5: Post Adjusting Entries

Many entries in a trial balance aren’t reflected by a specific transaction that’s taken place during the period. Rather, they’re reflected in depreciation of long-term assets or the amortization of a loan.

Entering these transactions into the unadjusted trial balance means that the balance reflects all transactions that have transpired over the period.

6: Adjusted Trial Balance

Now it’s time to adjust the trial balance and incorporate all of the adjusted entries. At this point, the trial balance is updated and accurate.

7: Create Financial Statements

This is the culminating step in the cycle. Using the trial balance, the company creates first the balance sheet, then the income statement and the statement of cash flows.

The financial statements are significant documents that capture the financial state of a company at a given point in time.
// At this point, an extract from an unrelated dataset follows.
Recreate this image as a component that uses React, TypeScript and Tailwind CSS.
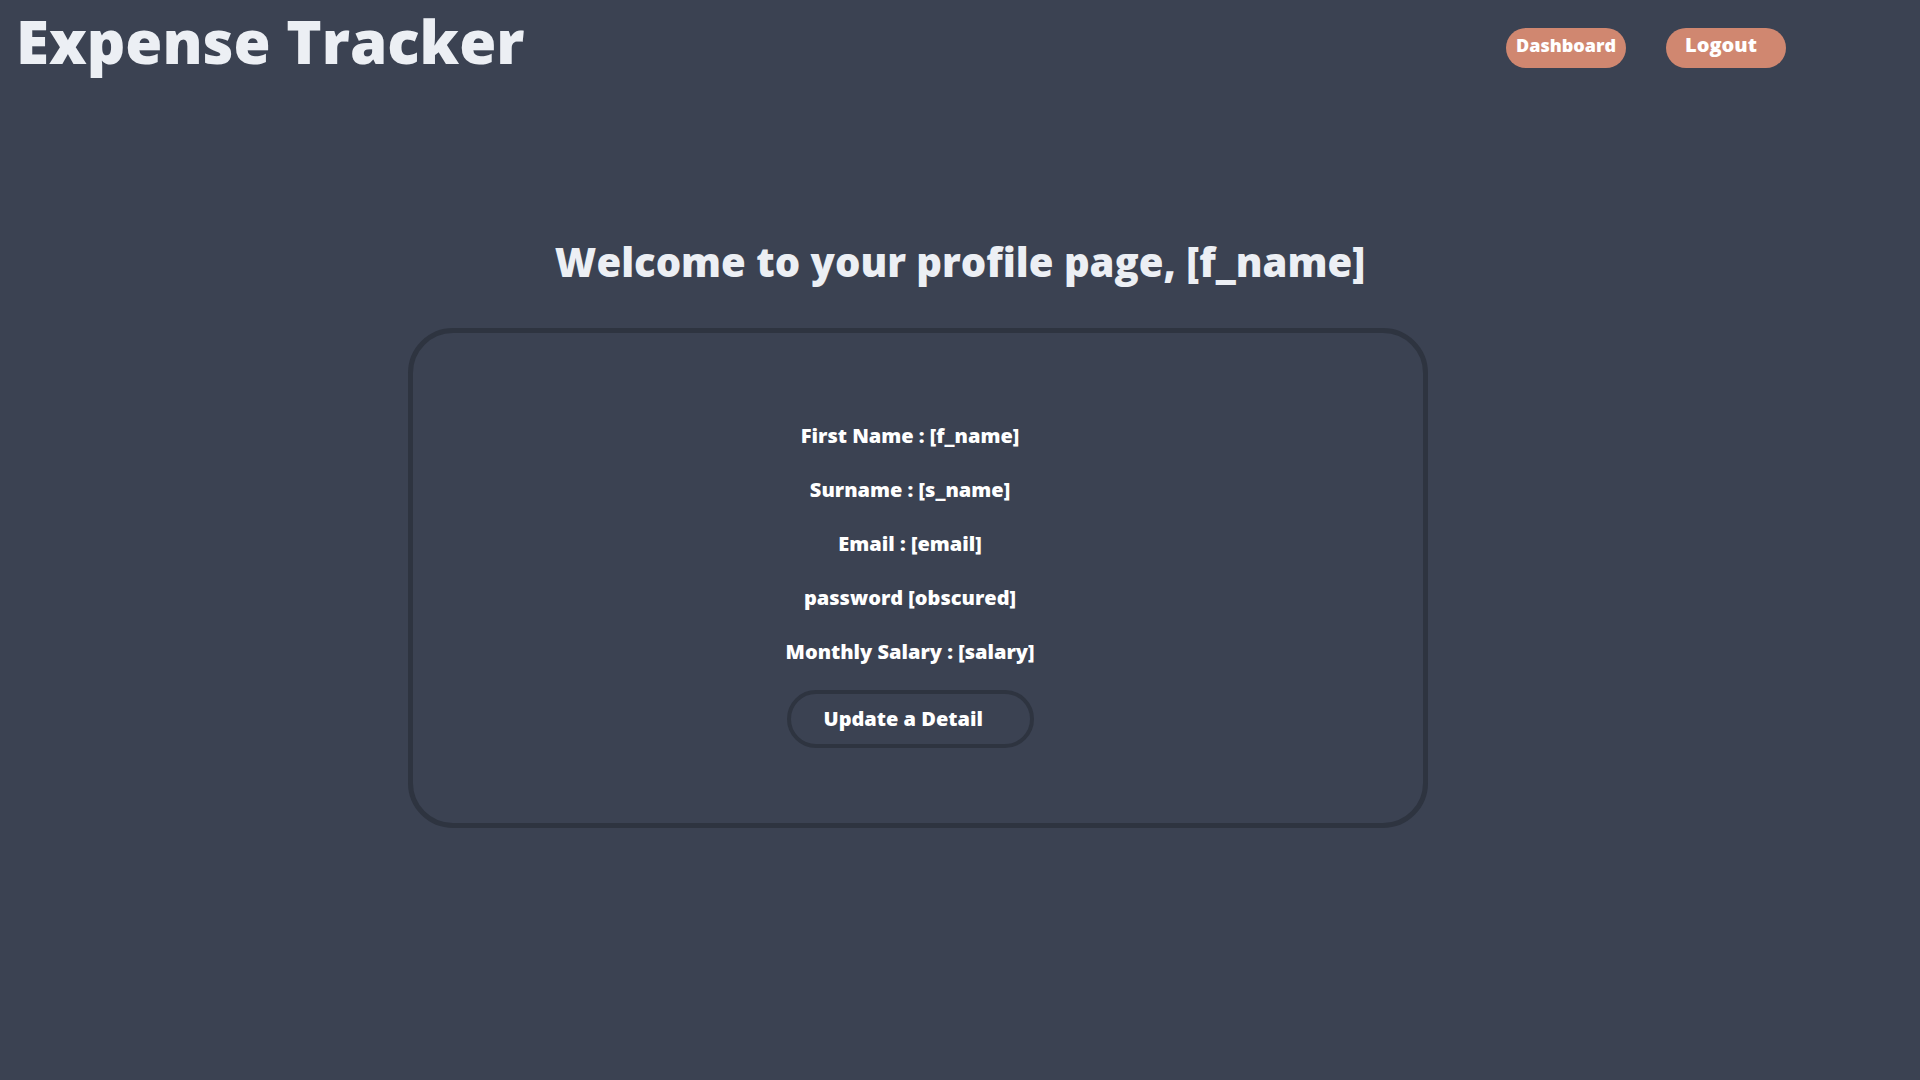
import React from 'react';

const details = [
  'First Name : [f_name]',
  'Surname : [s_name]',
  'Email : [email]',
  'password [obscured]',
  'Monthly Salary : [salary]',
];

const App = () => {
  return (
    <div className="min-h-screen w-full bg-[#3b4252] text-[#eceff4] font-['Open_Sans',sans-serif]">
      {/* Header */}
      <header className="flex items-start justify-between pl-4 pr-[134px]">
        <h1 className="text-[60px] font-extrabold leading-[72px] pt-[5px] pb-[4px]">Expense Tracker</h1>
        <nav className="flex gap-10 pt-7">
          <button className="w-[120px] h-10 rounded-full bg-[#d08770] text-white text-[18px] font-extrabold leading-none pb-[6px]">
            Dashboard
          </button>
          <button className="w-[120px] h-10 rounded-full bg-[#d08770] text-white text-[20px] font-extrabold leading-none text-left pl-[19px] pb-[6px]">
            Logout
          </button>
        </nav>
      </header>

      {/* Profile */}
      <main className="flex flex-col pt-[155px]">
        <h2 className="text-center text-[40px] font-extrabold leading-[52px]">
          Welcome to your profile page, [f_name]
        </h2>
        <section className="mt-[40px] ml-[408px] w-[1020px] h-[500px] rounded-[45px] border-[5px] border-[#2e3440] pt-[89px] pr-4">
          <div className="flex flex-col items-center gap-[26px]">
            {details.map((line) => (
              <p key={line} className="text-[20px] leading-[28px] font-extrabold text-white">
                {line}
              </p>
            ))}
          </div>
          <div className="flex justify-center mt-[24px]">
            <button className="w-[247px] h-[58px] rounded-full border-4 border-[#2e3440] text-left pl-[33px] text-[20px] font-extrabold text-white">
              Update a Detail
            </button>
          </div>
        </section>
      </main>
    </div>
  );
};

export default App;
They’re helpful for analyzing how a company has grown since the earlier period, and are useful for outside investors to determine if the company makes a prudent investment.

8: Close the Books

The creation of the financial statements mark the end of the given financial cycle. Now a new period begins, and the accounting department returns to the first step of collecting and analyzing transactions.

Every company follows these eight steps. The length of the cycle varies depending on the company. Some companies need to create financial statements quarterly, while others only annually.

Conclusion

As with so many things in life, if you don’t regularly check in on accounting processes, things can quickly fall apart.

A trial balance allows a company to quickly gauge its books and to know whether or not it’s standing on solid ground. It can provide an indication for any internal auditing work to do as well.

Although a double-entry system seems complicated at first, it quickly becomes intuitive and the system provides a company with a solid financial footing.